UL Hospitals Group Hosts Its Fifth CTG Masterclass to Reduce Neonatal Brain Injury

CTG Masterclass

CTG Masterclass to Reduce Neonatal Brain Injury – Dr Suzana Pereira, Kingston Hospital, London; Dr Gerry Burke, UMHL; Dr Edwin Chandraharan, St George’s Hospital , London; and Dr Naro Imcha, UMHL, at the CTG Masterclass in the CERC building, UHL

UL Hospitals Group Hosts Its Fifth CTG Masterclass to Reduce Neonatal Brain Injury

Staffs from maternity units all over Ireland have gathered in Limerick for a training and education event aimed at reducing neonatal brain injury.

The two-day CTG Masterclass was hosted by UL Hospitals Group at the CERC Building, UHL, and attracted dozens of midwives, midwife managers, consultants and NCHDs from the four corners of Ireland, north and south. This is the fifth such master class hosted by the Maternal and Child Health Directorate, UL Hospitals Group, and the event is run free-of-charge for these professionals to help improve perinatal outcomes.

This latest masterclass was led by Dr Edwin Chandraharan, Lead Consultant in Labour Ward and Lead for Clinical Governance at St.

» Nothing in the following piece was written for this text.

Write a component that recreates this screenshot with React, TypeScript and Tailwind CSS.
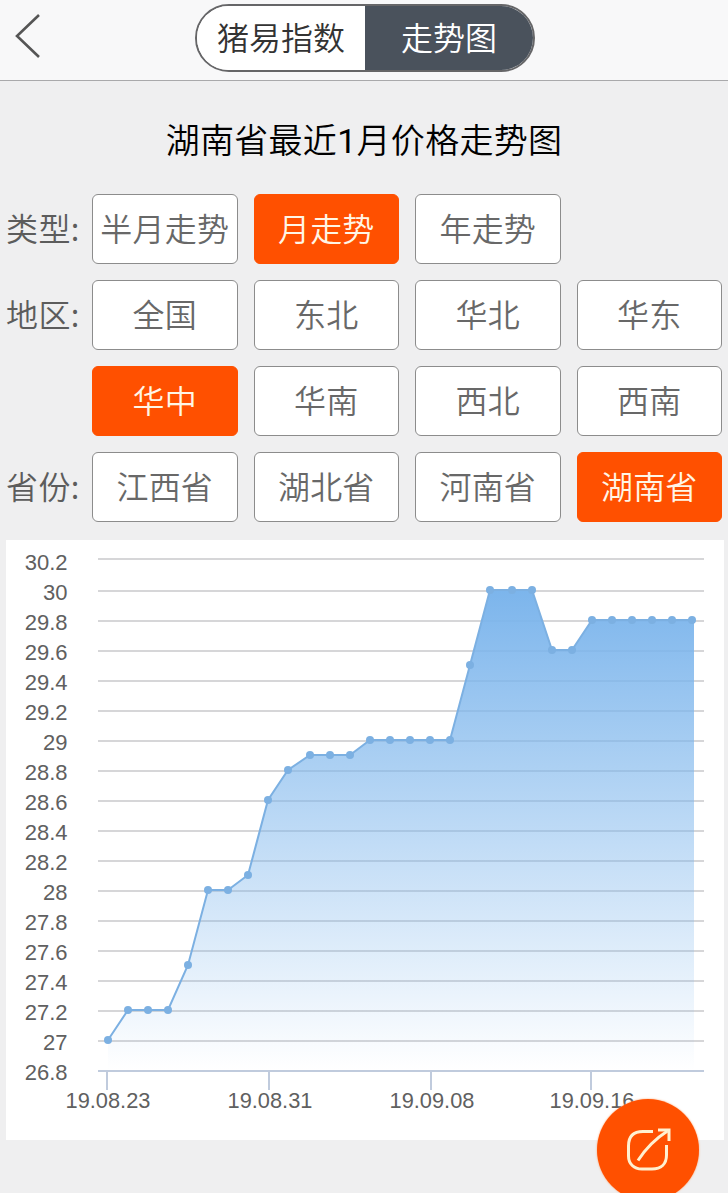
import { useState } from 'react';

const typeOptions = ['半月走势', '月走势', '年走势'];
const regionOptions = ['全国', '东北', '华北', '华东', '华中', '华南', '西北', '西南'];
const provinceOptions = ['江西省', '湖北省', '河南省', '湖南省'];

// x is the pixel column of each day on the axis
const prices = [
    { x: 102, price: 27 },
    { x: 122, price: 27.2 },
    { x: 142, price: 27.2 },
    { x: 162, price: 27.2 },
    { x: 182, price: 27.5 },
    { x: 202, price: 28 },
    { x: 222, price: 28 },
    { x: 242, price: 28.1 },
    { x: 262, price: 28.6 },
    { x: 282, price: 28.8 },
    { x: 304, price: 28.9 },
    { x: 324, price: 28.9 },
    { x: 344, price: 28.9 },
    { x: 364, price: 29 },
    { x: 384, price: 29 },
    { x: 404, price: 29 },
    { x: 424, price: 29 },
    { x: 444, price: 29 },
    { x: 464, price: 29.5 },
    { x: 484, price: 30 },
    { x: 506, price: 30 },
    { x: 526, price: 30 },
    { x: 546, price: 29.6 },
    { x: 566, price: 29.6 },
    { x: 586, price: 29.8 },
    { x: 606, price: 29.8 },
    { x: 626, price: 29.8 },
    { x: 646, price: 29.8 },
    { x: 666, price: 29.8 },
    { x: 686, price: 29.8 },
];

const yTicks = Array.from({ length: 18 }, (_, i) => Math.round((26.8 + i * 0.2) * 10) / 10);

const xTicks = [
    { x: 101, label: '19.08.23' },
    { x: 263, label: '19.08.31' },
    { x: 425, label: '19.09.08' },
    { x: 585, label: '19.09.16' },
];

interface FilterRowProps {
    label: string;
    options: string[];
    value: string;
    onChange: (value: string) => void;
}

function FilterRow({ label, options, value, onChange }: FilterRowProps) {
    return (
        <div className="flex">
            <div className="h-[70px] w-[86px] shrink-0 text-[32px] leading-[67px] tracking-[0.4px] whitespace-nowrap text-[#5c5c5c]">
                {label}:
            </div>
            <div className="grid flex-1 grid-cols-4 gap-4">
                {options.map((option) => (
                    <button
                        key={option}
                        onClick={() => onChange(option)}
                        className={`h-[70px] rounded-md border pb-1 text-[32px] leading-[64px] tracking-[0.2px] whitespace-nowrap ${
                            option === value
                                ? 'border-[#ff5000] bg-[#ff5000] text-[#fff6e6]'
                                : 'border-[#8c8c8c] bg-white text-[#686868]'
                        }`}
                    >
                        {option}
                    </button>
                ))}
            </div>
        </div>
    );
}

function PriceChart() {
    const points = prices.map(({ x, price }) => ({ x, y: 500 - (price - 27) * 150 }));
    const line = points.map((p) => `${p.x},${p.y}`).join(' ');

    return (
        <svg width="718" height="600" viewBox="0 0 718 600" className="block font-['Liberation_Sans',Arial,sans-serif] font-normal">
            <defs>
                <linearGradient id="area" gradientUnits="userSpaceOnUse" x1="0" y1="50" x2="0" y2="530">
                    <stop offset="0" stopColor="#7cb5ec" />
                    <stop offset="1" stopColor="#7cb5ec" stopOpacity="0" />
                </linearGradient>
            </defs>

            {yTicks.map((tick, i) => {
                const y = i === 17 ? 19 : 531 - i * 30;
                return (
                    <g key={tick}>
                        {i > 0 && <line x1="92" x2="698" y1={y} y2={y} stroke="#d6d6d8" strokeWidth="2" />}
                        <text x="61.5" y={540 - i * 30} textAnchor="end" fontSize="22" fill="#606060">
                            {tick}
                        </text>
                    </g>
                );
            })}

            <polygon points={`102,530 ${line} 688,80 688,530`} fill="url(#area)" />
            <polyline points={line} fill="none" stroke="#7cb0e2" strokeWidth="2" />
            {points.map((p) => (
                <circle key={p.x} cx={p.x} cy={p.y} r="4" fill="#7cb0e2" />
            ))}

            <line x1="92" x2="698" y1="531" y2="531" stroke="#c0cbdd" strokeWidth="2" />
            {xTicks.map((tick) => (
                <g key={tick.label}>
                    <line x1={tick.x} x2={tick.x} y1="532" y2="550" stroke="#c0cbdd" strokeWidth="2" />
                    <text x={tick.x + 1} y="568" textAnchor="middle" fontSize="21.8" fill="#606060">
                        {tick.label}
                    </text>
                </g>
            ))}
        </svg>
    );
}

export default function App() {
    const [type, setType] = useState('月走势');
    const [region, setRegion] = useState('华中');
    const [province, setProvince] = useState('湖南省');

    return (
        <div className="relative h-[1193px] w-[728px] overflow-hidden bg-[#efeff0] font-['Noto_Sans_CJK_SC',sans-serif] font-[350]">
            <header className="flex h-[81px] items-start border-b border-[#a9a9ab] bg-[#f8f8f9]">
                <button className="mt-3 ml-3 w-[183px]" aria-label="返回">
                    <svg width="32" height="48" viewBox="0 0 32 48" fill="none" stroke="#555" strokeWidth="2.6">
                        <path d="M27 3 5 24 27 45" />
                    </svg>
                </button>
                <div className="mt-1 flex h-[68px] w-[340px] overflow-hidden rounded-full border-2 border-[#666668] text-[32px] leading-[60px]">
                    <button className="h-16 w-[168px] bg-white pb-1 text-[#333]">猪易指数</button>
                    <button className="h-16 flex-1 bg-[#4a525c] pb-1 text-white">走势图</button>
                </div>
            </header>

            <h1 className="mt-[33px] h-20 text-center text-[34px] leading-[50px] tracking-[0.3px] text-black">
                湖南省最近<span className="font-['Roboto',sans-serif] font-normal">1</span>月价格走势图
            </h1>

            <section className="flex flex-col gap-4 px-1.5">
                <FilterRow label="类型" options={typeOptions} value={type} onChange={setType} />
                <FilterRow label="地区" options={regionOptions} value={region} onChange={setRegion} />
                <FilterRow label="省份" options={provinceOptions} value={province} onChange={setProvince} />
            </section>

            <section className="mt-[18px] ml-1.5 w-[718px] bg-white">
                <PriceChart />
            </section>

            <button
                className="absolute top-[1099px] left-[597px] flex h-[102px] w-[102px] items-center justify-center rounded-full bg-[#ff5000] shadow-[0_0_2px_#ff9a60]"
                aria-label="分享"
            >
                <svg width="48" height="48" viewBox="0 0 48 48" fill="none" stroke="#fff0d0" strokeWidth="3">
                    <path d="M29 5.500H19C9 5.500 4.500 11 4.500 20V30C4.500 38 10 43 18 43H28C37 43 42.500 38 42.500 29V19" />
                    <path d="M14 34.500C22 22 31 13 43.500 5" />
                    <path d="M34 4H45V15" />
                </svg>
            </button>
        </div>
    );
}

George’s University Hospital, London, and by Dr Susana Pereira, Consultant in Obstetrics and Maternal-Fetal Medicine, Kingston Hospital NHS Trust.

CTG Masterclass

Dr Nyan Chin Liew, UMHL, with midwives Bernadette Toolan, Joanne Desmond and Ann Marie Power, UMHL

CTG (cardiotocography) allows obstetric and midwifery staff record fetal heartbeat and contractions during labour and the technique is essential in detecting early signs of fetal distress, including hypoxia, or a lack of oxygen to the brain. Brain injury during labour is among the most devastating outcomes in medicine and through its series of master classes, UL Hospitals Group, is demonstrating its commitment to reducing it.

“A primary action for meeting this priority is through multidisciplinary training and education events such as our CTG masterclass,” explained Margaret Quigley, Director of Midwifery, and UL Hospitals Group.  “It is so important that midwives and doctors who are working together are training together.  The aim of our CTG masterclass is to promote understanding of fetal physiology to ensure the best possible outcomes”.

Dr Gerry Burke, Consultant Obstetrician/Gynaecologist and Clinical Director, Maternal and Child Health Directorate, UL Hospitals Group, said: “University Maternity Hospital Limerick has made the eradication of neonatal brain injury its first priority.  This condition is also a major priority for the HSE National Women and Infants Health Programme.” 

 

“A key component of the UMHL strategy is the CTG Master Class that the hospital runs twice a year in collaboration with Prof Edwin Chandraharan and Dr Susana Pereira.  Prof Chandraharan has run the two-day course in some 30 countries and he says that UMHL is the only hospital where it is provided to the participants free of charge as a public service.  The large turnout of midwives and obstetricians from all over Ireland, including Belfast, over a full Saturday and Sunday, is a testament to their professionalism and to the value they place on the course.  The UL Hospitals Group is committed to making a national contribution to reducing neonatal brain injury in our maternity hospitals. The next Masterclass will be held over the weekend of August 10th and 11th 2019 at the fabulous CERC Building on the main UHL campus,” Dr Burke added.

 

Speaking on the importance of the masterclasses, Dr Naro Imcha, Consultant Obstetrician/Gynaecologist and Chairperson, Quality Improvement Committee, UL Hospitals Group, said: “The birth of a child is the spark that lights a lifetime of experiences. The advantages that children receive at the time of birth form the basis for much of their future. We, the professionals who care for the pregnant mother and unborn child, are striving every day to promote good health during this prime, but vulnerable, period of life. The CTG Masterclass is an invaluable step in that direction with which we anticipate improved patient experience and delivery outcomes across Ireland. The energy and enthusiasm of the participants are palpable, and they are very eager to put this knowledge into practice. The quality of our care is constantly progressing with the steps each of us takes every day to improve individually and as a team.”